5. And finally, last year, I made her feel like a princess in and out of the bedroom. I made her a priority in my schedule. I did extra handholding. Took her out on romantic "happy hour" dates. I opened the car door when possible, held her hand into the restaurant and pulled out her chair for her when she went to sat down. I turned up the romantic juice -- never demanding, always thoughtful -- as best I could. But he was always watching in the background -- ever perky and ready for the finger jabs and constant attention to his hardened, cold face. Tricky little b________________ -- bugger. Whether by her side or plugged into the wall for recharging, he watches for his turn. He wants to be her lover - really. He just waits for some kind of "lover" app that would rid him of me. God help me -- literally -- if such an app comes on the market.

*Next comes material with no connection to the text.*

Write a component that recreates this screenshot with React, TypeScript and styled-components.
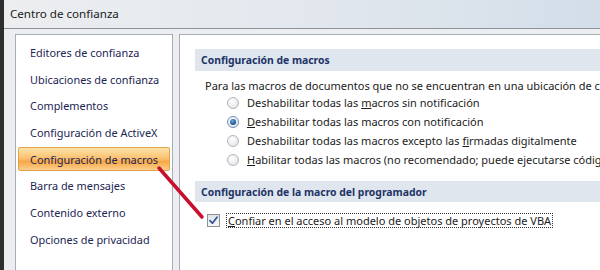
import React from "react";
import styled, { createGlobalStyle } from "styled-components";

const Global = createGlobalStyle`
  html, body { margin: 0; padding: 0; background: #f0f0f0; }
  body { font-family: "Noto Sans", "Open Sans", sans-serif; }
  * { box-sizing: border-box; }
`;

const Window = styled.div`
  position: relative;
  width: 600px;
  height: 270px;
  overflow: hidden;
  display: flex;
  flex-direction: column;
  background: #eef0f2;
  border-left: 4px solid #2e2e2e;
  box-shadow: inset 1px 0 0 #c9ced4;
`;

const TitleBar = styled.div`
  height: 29px;
  flex: none;
  display: flex;
  align-items: center;
  padding-left: 6px;
  padding-bottom: 1px;
  font-size: 11.6px;
  color: #1a1a1a;
  background: linear-gradient(90deg, #eceef0 0%, #e3e8ee 50%, #d3dee9 100%);
  border-bottom: 1px solid #8c939b;
`;

const Body = styled.div`
  flex: 1;
  display: flex;
  gap: 6px;
  padding: 5px 0 0 11px;
  background: #eceef1;
  min-height: 0;
`;

const Nav = styled.div`
  width: 158px;
  flex: none;
  background: #fff;
  border: 1px solid #a6adb6;
  border-bottom: none;
  padding-top: 4px;
  display: flex;
  flex-direction: column;
`;

const NavItem = styled.div<{ $active?: boolean }>`
  height: 24.7px;
  margin: 1px 2px;
  display: flex;
  align-items: center;
  padding-left: 11px;
  font-size: 10.9px;
  color: #1c2553;
  white-space: nowrap;
  border-radius: 2px;
  border: 1px solid ${(p) => (p.$active ? "#e2a24c" : "transparent")};
  background: ${(p) =>
    p.$active
      ? "linear-gradient(180deg, #fde4a8 0%, #fbc274 45%, #f7a846 62%, #fccf8c 100%)"
      : "transparent"};
`;

const Main = styled.div`
  flex: 1;
  background: #fff;
  border: 1px solid #a6adb6;
  border-right: none;
  border-bottom: none;
  padding: 14px 0 0 15px;
  display: flex;
  flex-direction: column;
  min-width: 0;
`;

const SectionHeader = styled.div<{ $h: number }>`
  height: ${(p) => p.$h}px;
  flex: none;
  display: flex;
  align-items: center;
  padding-left: 6px;
  font-size: 10.4px;
  font-weight: 700;
  color: #1d3366;
  background: #dfe6ee;
  white-space: nowrap;
`;

const Intro = styled.div`
  margin-top: 8px;
  height: 14px;
  line-height: 14px;
  padding-left: 10px;
  font-size: 11px;
  color: #1b1b1b;
  white-space: nowrap;
`;

const RadioList = styled.div`
  display: flex;
  flex-direction: column;
  padding-left: 32px;
`;

const RadioRow = styled.div`
  height: 19px;
  display: flex;
  align-items: center;
  gap: 8px;
  font-size: 11px;
  color: #1b1b1b;
  white-space: nowrap;
`;

const RadioDot = styled.span<{ $checked?: boolean }>`
  width: 12px;
  height: 12px;
  flex: none;
  border-radius: 50%;
  border: 1px solid ${(p) => (p.$checked ? "#6d8fb3" : "#b3b6ba")};
  background: radial-gradient(circle at 40% 35%, #ffffff 0%, #e6e8ea 70%, #d2d5d8 100%);
  display: flex;
  align-items: center;
  justify-content: center;
  &::after {
    content: "";
    display: ${(p) => (p.$checked ? "block" : "none")};
    width: 6px;
    height: 6px;
    border-radius: 50%;
    background: radial-gradient(circle at 40% 35%, #6fb0e8 0%, #1f5e9c 55%, #123c6a 100%);
  }
`;

const Spacer = styled.div`
  height: 12px;
  flex: none;
`;

const CheckRow = styled.div`
  margin-top: 10px;
  height: 16px;
  display: flex;
  align-items: center;
  padding-left: 12px;
  gap: 6px;
  font-size: 11px;
  color: #1b1b1b;
  white-space: nowrap;
`;

const CheckBox = styled.span`
  width: 13px;
  height: 13px;
  flex: none;
  border: 1px solid #8e9297;
  background: linear-gradient(180deg, #dfe3e8 0%, #f6f7f9 100%);
  display: flex;
  align-items: center;
  justify-content: center;
`;

const FocusLabel = styled.span`
  border: 1px dotted #333;
  padding: 0 1px;
  line-height: 13px;
`;

const Arrow = styled.svg`
  position: absolute;
  left: 0;
  top: 0;
  pointer-events: none;
`;

const navItems = [
  "Editores de confianza",
  "Ubicaciones de confianza",
  "Complementos",
  "Configuración de ActiveX",
  "Configuración de macros",
  "Barra de mensajes",
  "Contenido externo",
  "Opciones de privacidad",
];

export default function App() {
  return (
    <>
      <Global />
      <Window>
        <TitleBar>Centro de confianza</TitleBar>
        <Body>
          <Nav>
            {navItems.map((t) => (
              <NavItem key={t} $active={t === "Configuración de macros"}>
                {t}
              </NavItem>
            ))}
          </Nav>
          <Main>
            <SectionHeader $h={22}>Configuración de macros</SectionHeader>
            <Intro>
              Para las macros de documentos que no se encuentran en una ubicación de confianza:
            </Intro>
            <RadioList>
              <RadioRow>
                <RadioDot />
                <span>
                  Deshabilitar todas las <u>m</u>acros sin notificación
                </span>
              </RadioRow>
              <RadioRow>
                <RadioDot $checked />
                <span>
                  <u>D</u>eshabilitar todas las macros con notificación
                </span>
              </RadioRow>
              <RadioRow>
                <RadioDot />
                <span>
                  Deshabilitar todas las macros excepto las <u>f</u>irmadas digitalmente
                </span>
              </RadioRow>
              <RadioRow>
                <RadioDot />
                <span>
                  <u>H</u>abilitar todas las macros (no recomendado; puede ejecutarse código posiblemente peligroso)
                </span>
              </RadioRow>
            </RadioList>
            <Spacer />
            <SectionHeader $h={21}>Configuración de la macro del programador</SectionHeader>
            <CheckRow>
              <CheckBox>
                <svg width="9" height="9" viewBox="0 0 9 9">
                  <path d="M1 4.6 L3.4 7.2 L8 1.2" fill="none" stroke="#2c4f8c" strokeWidth="1.6" strokeLinecap="round" strokeLinejoin="round" />
                </svg>
              </CheckBox>
              <FocusLabel>
                <u>C</u>onfiar en el acceso al modelo de objetos de proyectos de VBA
              </FocusLabel>
            </CheckRow>
          </Main>
        </Body>
        <Arrow width="600" height="270" viewBox="0 0 600 270">
          <line x1="155" y1="168" x2="198" y2="217" stroke="#c8102e" strokeWidth="3.5" strokeLinecap="round" />
        </Arrow>
      </Window>
    </>
  );
}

So what will I do different this year? I'll continue this year to make her feel like the prettiest woman in the world. Because she is. I'll continue to make note of her uniqueness and support her in her hobbies and in those experiences that bring her joy in life. She has a wonderful mind and I'll continue to explore her thoughts and insights into the day-to-day events and what she's hoping for the future.

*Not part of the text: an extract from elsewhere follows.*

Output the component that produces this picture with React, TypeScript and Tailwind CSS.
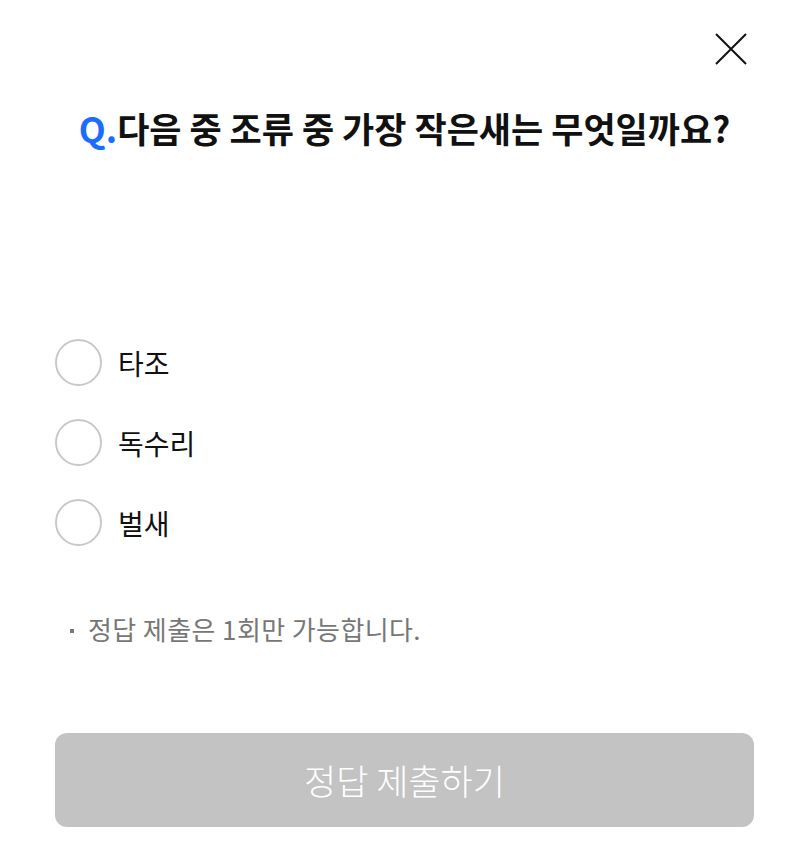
import { useState } from "react";

const options = ["타조", "독수리", "벌새"];

const CloseIcon = () => (
  <svg width="34" height="34" viewBox="0 0 34 34" fill="none">
    <path d="M2 2L32 32M32 2L2 32" stroke="#111" strokeWidth="2" />
  </svg>
);

export default function App() {
  const [picked, setPicked] = useState<number | null>(null);

  return (
    <div
      className="relative h-[862px] w-[809px] bg-white px-[55px]"
      style={{ fontFamily: '"Noto Sans CJK KR", "Noto Sans", sans-serif' }}
    >
      <button className="absolute right-[61px] top-[32px]" aria-label="닫기">
        <CloseIcon />
      </button>

      <h2 className="pt-[104px] text-center text-[35px] font-bold leading-[48px] text-[#111]">
        <span className="text-[#1a6dff]">Q.</span>다음 중 조류 중 가장 작은새는 무엇일까요?
      </h2>

      <ul className="mt-[187px] flex flex-col gap-[33px]">
        {options.map((opt, i) => (
          <li key={opt}>
            <label
              className="flex cursor-pointer items-center gap-[16px]"
              onClick={() => setPicked(i)}
            >
              <span
                className={
                  picked === i
                    ? "h-[47px] w-[47px] rounded-full border-[2px] border-[#1a6dff]"
                    : "h-[47px] w-[47px] rounded-full border-[2px] border-[#c8c8c8]"
                }
              />
              <span className="text-[28px] leading-[40px] text-[#111]">{opt}</span>
            </label>
          </li>
        ))}
      </ul>

      <p className="mt-[64px] flex items-center pl-[15px] text-[26px] leading-[38px] tracking-[0.4px] text-[#777]">
        <span className="mr-[14px] mt-[4px] h-[4px] w-[4px] bg-[#777]" />정답 제출은 1회만 가능합니다.
      </p>

      <button
        disabled={picked === null}
        className="mt-[85px] flex h-[94px] w-full items-center justify-center rounded-[12px] bg-[#c3c3c3] text-[35px] font-light text-white"
      >
        정답 제출하기
      </button>
    </div>
  );
}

And I'll touch and hold her out of love and desire to make her feel special. You have no arms tin head. So back off.
I'll seduce her into my life with care and attention -- the kind of love a man should bring into his woman's life -- his best friend and lover. I'll be specific about that. I'll think up ways to surprise her with affirmations and interesting ways to say, "I love you" and "You're the only girl for me."
I hope to prevail in 2015. The electronic monster, clever as he may be, will take a back seat to the kind of fertile energy and charisma I am ramping up. Watch out tin man. Step aside square head putz. You're just a bundle of pre-programmed zeros and ones -- nothing really unique about you. I've only begun to fight. I'm stepping up glass face. Watch me!